En donde anteriormente habitaban las comunidades negras, hoy existen cultivos de palma africana cuyo modelo empresarial, en más de una ocasión, ha sido bendecido e incentivado por el propio Gobierno nacional. La situación, sin embargo, es paradójica. Un primer informe del Instituto Colombiano de Desarrollo Rural, Incoder, publicado en marzo de 2005, sostuvo que el 93 por ciento de las siembras de palma que se encontraban dentro del Territorio Colectivo de Curvaradó eran ilegales. La Defensoría del Pueblo, en su Resolución Defensorial 039, denunció a su vez que cualquier extensión de la siembra de palma en Curvaradó debía cesar. En diciembre de 2006, el Incoder hizo explícito que seis títulos de propiedad presentados por personas afines al cultivo de palma tenían invalidez jurídica. Y el entonces ministro de Agricultura, Andrés Felipe Arias, señaló que 37.200 hectáreas les habían sido usurpadas a las comunidades afrodescendientes del Jiguamiandó y Curvaradó.
A la fecha, antes que la entrega de las tierras, los desplazados que deciden volver reciben amenazas. De hecho, una comisión especial que visitó el país el año pasado con el objetivo de revisar las medidas provisionales de protección de las comunidades, dictadas por la Corte Interamericana de Derechos Humanos (CIDH) en 2003, recibió testimonios sobre actos de violencia e intimidación perpetrados por parte de grupos ilegales y constató que los factores de riesgo persistían.
La contrarreforma agraria, de la que muchos hablan pero de la que poco conocemos a profundidad, cobra vigencia en departamentos como el Chocó y en casos como este de Jiguamiandó y Curvaradó en el que, aun a pesar de que el Gobierno ordenó la restitución de tierras, los intereses privados de unos pocos empresarios se siguen imponiendo.
Con todo, no es este un caso aislado. En otras regiones del país en las que los paramilitares ocasionaron desplazamientos, todo tipo de actores intervinieron para adquirir, por la fuerza o a precios irrisorios, tierras que les eran ajenas. Se sabe, aunque ello no quiera decir que las alarmas estén debidamente prendidas, que de cerca de 5,5 millones de hectáreas abandonadas, los paramilitares han entregado 6.600 hectáreas al fondo de reparación de víctimas, y 60 mil más a los desplazados. Según cifras divulgadas por la revista Semana, del total de las tierras usurpadas, solo un 1 por ciento ha sido devuelto. Y ello a pesar de que la violencia reciente ocasionó el desplazamiento de casi la mitad de la población del Litoral Pacífico.
Nadie se explica cómo un país puede salir de la violencia sin enfrentar problemas de tal envergadura.

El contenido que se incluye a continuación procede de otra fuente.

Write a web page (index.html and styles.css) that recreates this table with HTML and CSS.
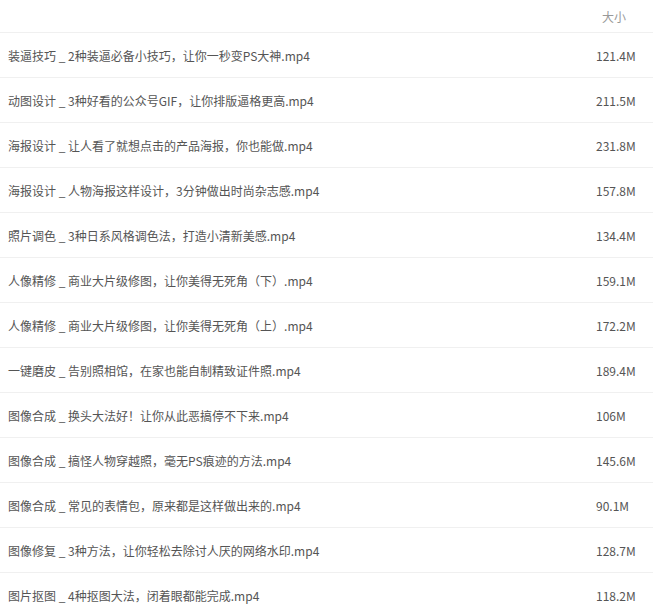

Se repite con insistencia que, acabadas las Farc, Colombia será otra. Y aunque con seguridad sería un mejor país, después de las desmovilizaciones de los paramilitares el escenario que estamos viviendo no puede ser el posconflicto y la era de las víctimas al que todos aspiramos. Una contrarreforma agraria como la que vive Colombia en la actualidad, sólo puede engendrar más violencia.